As Maduro moves to cement his control, Venezuelans remain trapped in a country where the economy is sustained by remittances and informal work, inflation devours salaries, and migration continues. The number of political prisoners keeps growing. Organized crime networks like the Tren de Aragua — now labeled a terrorist organization by the U.S. — have spread across Latin America, reaching American borders.

This is the human cost of a blocked transition: a failed state that produces disorder rather than governance. In the absence of legitimate institutions, repression has become the regime’s only tool for survival.

Critics of U.S. policy warn that Washington is overreaching — turning Venezuela’s crisis into a global standoff. Some European and Latin American partners are uneasy. They prefer negotiation over escalation, and fear that U.S. interests — rather than Venezuelan democracy — are driving the agenda.

But inaction is not neutral either. Remaining silent in the face of authoritarianism only strengthens it. If the international community fails to act decisively, it risks legitimizing a model where repression, corruption and oil coexist without consequences.

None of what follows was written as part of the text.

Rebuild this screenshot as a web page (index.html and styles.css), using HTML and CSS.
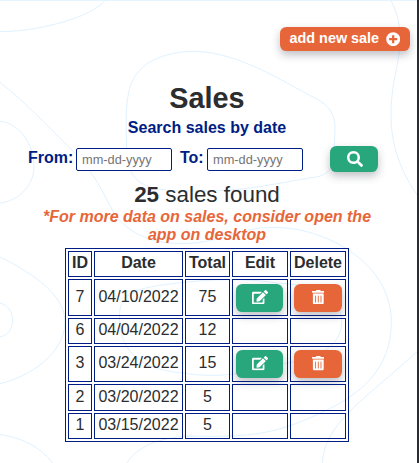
FILE: index.html
```html
<!DOCTYPE html>
<html lang="en">
<head>
<meta charset="utf-8">
<title>Sales</title>
<link rel="stylesheet" href="styles.css">
</head>
<body>
<svg class="backdrop" viewBox="0 0 1257 1389" aria-hidden="true">
  <path d="M0 1H1251"/>
  <path d="M0 95C120 95 285 48 315 0"/>
  <path d="M0 247C80 310 150 385 215 450S300 560 345 645C390 700 450 731 550 731C660 731 710 682 820 682C980 682 1174 790 1174 965C1174 1110 1080 1185 960 1240C800 1315 720 1310 550 1308"/>
  <path d="M0 364C55 368 102 430 102 500C102 560 50 605 0 609"/>
  <path d="M380 450C378 340 372 260 420 210C460 165 540 153 590 154C720 160 840 240 950 297C1020 335 1003 380 1003 450C1003 510 980 528 935 533C830 550 740 572 620 573C480 573 380 580 380 450Z"/>
  <path d="M1172 0C1220 90 1195 170 1182 245C1160 370 1175 480 1257 593"/>
  <path d="M0 771C110 825 195 890 195 965C195 1060 90 1130 0 1151"/>
  <path d="M0 909C22 914 38 936 38 960C38 989 20 1009 0 1010"/>
  <path d="M360 970C350 890 390 870 480 856C590 840 710 830 840 850C970 855 1025 900 1025 965C1025 1060 910 1080 840 1093C710 1125 650 1135 540 1118C430 1108 365 1060 360 970Z"/>
  <path d="M0 1303C70 1315 120 1340 158 1389M380 1389C420 1328 500 1310 580 1308M967 1389C975 1270 1080 1210 1257 1050"/>
</svg>
<div class="page">
  <header class="toolbar">
    <button class="btn btn-add">add new sale
      <svg class="icon-plus" viewBox="0 0 512 512"><path fill="currentColor" fill-rule="evenodd" d="M256 8a248 248 0 1 0 0 496 248 248 0 0 0 0-496zM400 284c0 7-5 12-12 12h-92v92c0 7-5 12-12 12h-56c-7 0-12-5-12-12v-92h-92c-7 0-12-5-12-12v-56c0-7 5-12 12-12h92v-92c0-7 5-12 12-12h56c7 0 12 5 12 12v92h92c7 0 12 5 12 12z"/></svg>
    </button>
  </header>
  <h1 class="title">Sales</h1>
  <h2 class="subtitle">Search sales by date</h2>
  <form class="search">
    <label class="label" for="from">From:</label>
    <input class="date" id="from" placeholder="mm-dd-yyyy">
    <label class="label label-to" for="to">To:</label>
    <input class="date" id="to" placeholder="mm-dd-yyyy">
    <button class="btn btn-search" type="button" aria-label="Search">
      <svg class="icon" viewBox="0 0 512 512"><path fill="currentColor" d="M505 442.700 405.300 343c-4.500-4.500-10.600-7-17-7H372c27.600-35.300 44-79.700 44-128C416 93.100 322.900 0 208 0S0 93.100 0 208s93.100 208 208 208c48.300 0 92.700-16.400 128-44v16.300c0 6.400 2.500 12.500 7 17l99.700 99.700c9.400 9.400 24.600 9.400 33.900 0l28.300-28.300c9.400-9.400 9.400-24.600.1-34zM208 336a128 128 0 1 1 0-256 128 128 0 0 1 0 256z"/></svg>
    </button>
  </form>
  <p class="count"><b>25</b> sales found</p>
  <p class="note">*For more data on sales, consider open the app on desktop</p>
  <svg class="symbols" aria-hidden="true">
    <symbol id="edit" viewBox="0 0 576 512"><path fill="currentColor" d="M402.600 83.200l90.200 90.200c3.800 3.800 3.800 10 0 13.800L274.400 405.600l-92.800 10.300c-12.400 1.400-22.900-9.100-21.500-21.500l10.300-92.800L388.800 83.200c3.800-3.800 10-3.800 13.800 0zm162-22.900l-48.800-48.800c-15.200-15.200-39.900-15.200-55.200 0l-35.400 35.400c-3.800 3.800-3.800 10 0 13.800l90.200 90.200c3.800 3.800 10 3.800 13.800 0l35.400-35.400c15.200-15.300 15.200-40 0-55.200zM384 346.200V448H64V128h229.800c3.200 0 6.200-1.300 8.500-3.500l40-40c7.600-7.600 2.200-20.500-8.500-20.500H48C21.500 64 0 85.500 0 112v352c0 26.500 21.500 48 48 48h352c26.500 0 48-21.500 48-48V306.200c0-10.700-12.900-16-20.500-8.500l-40 40c-2.200 2.300-3.500 5.300-3.500 8.500z"/></symbol>
    <symbol id="trash" viewBox="0 0 448 512"><path fill="currentColor" fill-rule="evenodd" d="M32 464a48 48 0 0 0 48 48h288a48 48 0 0 0 48-48V128H32zm272-256a16 16 0 0 1 32 0v224a16 16 0 0 1-32 0zm-96 0a16 16 0 0 1 32 0v224a16 16 0 0 1-32 0zm-96 0a16 16 0 0 1 32 0v224a16 16 0 0 1-32 0zM432 32H312l-9.400-18.700A24 24 0 0 0 281.100 0H166.800a23.700 23.700 0 0 0-21.400 13.300L136 32H16A16 16 0 0 0 0 48v32a16 16 0 0 0 16 16h416a16 16 0 0 0 16-16V48a16 16 0 0 0-16-16z"/></symbol>
  </svg>
  <table class="sales">
    <colgroup><col class="c-id"><col class="c-date"><col class="c-total"><col class="c-act"><col class="c-act"></colgroup>
    <tr class="row"><th>ID</th><th>Date</th><th>Total</th><th>Edit</th><th>Delete</th></tr>
    <tr class="row-first"><td>7</td><td>04/10/2022</td><td>75</td>
      <td><button class="btn btn-edit" aria-label="Edit"><svg class="icon-edit"><use href="#edit"/></svg></button></td>
      <td><button class="btn btn-delete" aria-label="Delete"><svg class="icon-trash"><use href="#trash"/></svg></button></td></tr>
    <tr class="row"><td>6</td><td>04/04/2022</td><td>12</td><td></td><td></td></tr>
    <tr class="row-actions"><td>3</td><td>03/24/2022</td><td>15</td>
      <td><button class="btn btn-edit" aria-label="Edit"><svg class="icon-edit"><use href="#edit"/></svg></button></td>
      <td><button class="btn btn-delete" aria-label="Delete"><svg class="icon-trash"><use href="#trash"/></svg></button></td></tr>
    <tr class="row-tall"><td>2</td><td>03/20/2022</td><td>5</td><td></td><td></td></tr>
    <tr class="row"><td>1</td><td>03/15/2022</td><td>5</td><td></td><td></td></tr>
  </table>
</div>
</body>
</html>
```
FILE: styles.css
```css
* { box-sizing: border-box; }
body {
  margin: 0;
  height: 463px;
  overflow: hidden;
  background: #fff;
  border-right: 2px solid #2b2b33;
  color: #2b2d2f;
  font: 16px/18px "Liberation Sans", Arial, sans-serif;
}
.backdrop {
  position: absolute;
  left: 0;
  top: 0;
  width: 419px;
  height: 463px;
  z-index: -1;
  clip-path: inset(0 2px 0 0);
  fill: none;
  stroke: #e0f2ff;
  stroke-width: 3;
}
.page { width: 414px; }
.symbols { display: none; }
.toolbar { display: flex; justify-content: flex-end; padding: 27px 4px 0 0; }
.btn {
  display: flex;
  align-items: center;
  justify-content: center;
  padding: 0;
  border: 0;
  border-radius: 6.4px;
  color: #fff;
  font-family: inherit;
  box-shadow: 0 4px 9px rgba(43, 45, 66, .3);
}
.btn-add {
  width: 130px;
  height: 24px;
  gap: 7px;
  padding-bottom: 2px;
  background: #e76639;
  font-size: 14.4px;
  font-weight: bold;
}
.icon-plus { width: 14.4px; height: 14.4px; margin-top: 2px; }
.title { margin: 30px 0 0; font-size: 28.8px; line-height: 34px; text-align: center; }
.subtitle { margin: 4px 0 0; font-size: 16px; line-height: 18px; color: #001d85; text-align: center; }
.search { display: flex; margin: 9px 0 0 28px; height: 26px; }
.label { width: 48px; padding-top: 3px; font-weight: bold; color: #001d85; }
.label-to { width: 27px; margin-left: 8px; }
.date {
  width: 96px;
  height: 23px;
  margin-top: 2px;
  padding: 1px 5px;
  border: 1px solid #001d85;
  border-radius: 2px;
  background: #fff;
  font: 12.8px "Liberation Sans", Arial, sans-serif;
}
.date::placeholder { color: #757575; }
.btn-search { width: 48px; height: 26px; margin-left: 27px; padding-left: 2px; background: #27a77b; }
.icon { width: 16px; height: 16px; }
.count { margin: 10px 0 0; font-size: 22.4px; line-height: 26px; text-align: center; }
.note { margin: 0 40px; color: #e76639; font-weight: bold; font-style: italic; text-align: center; }
.sales {
  width: 284px;
  margin: 4px auto 0;
  table-layout: fixed;
  border: 1px solid #001d85;
  border-spacing: 2px;
  text-align: center;
}
.c-id { width: 24px; }
.c-date { width: 89px; }
.c-total { width: 45px; }
.c-act { width: 56px; }
.sales th, .sales td { padding: 0 0 2px; border: 1px solid #001d85; white-space: nowrap; }
.row { height: 26px; }
.row-first { height: 37px; }
.row-actions { height: 36px; }
.row-tall { height: 27px; }
.btn-edit, .btn-delete { height: 28px; margin: 2px auto 0; padding-bottom: 1px; }
.btn-edit { width: 47px; margin-left: 3px; background: #27a77b; }
.btn-delete { width: 48px; background: #e76639; }
.icon-edit { width: 16px; height: 14.4px; }
.icon-trash { width: 12.6px; height: 14.4px; }
```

In the end, the core question is not whether Chevron should stay or whether tariffs will work. The real question is whether the United States — and its allies — can craft a coherent foreign policy that balances principle with pragmatism. One that adapts without surrendering. One that offers Venezuelans more than speeches — real, sustained support.

Maduro has shown he can survive. But so have the Venezuelan people. They voted for change. They took to the streets. They are still holding on to hope. The path forward is uncertain — but their resilience is the clearest signal of all: Venezuela is more than its regime. And any lasting solution must begin by respecting the will of the people, as expressed on July 28.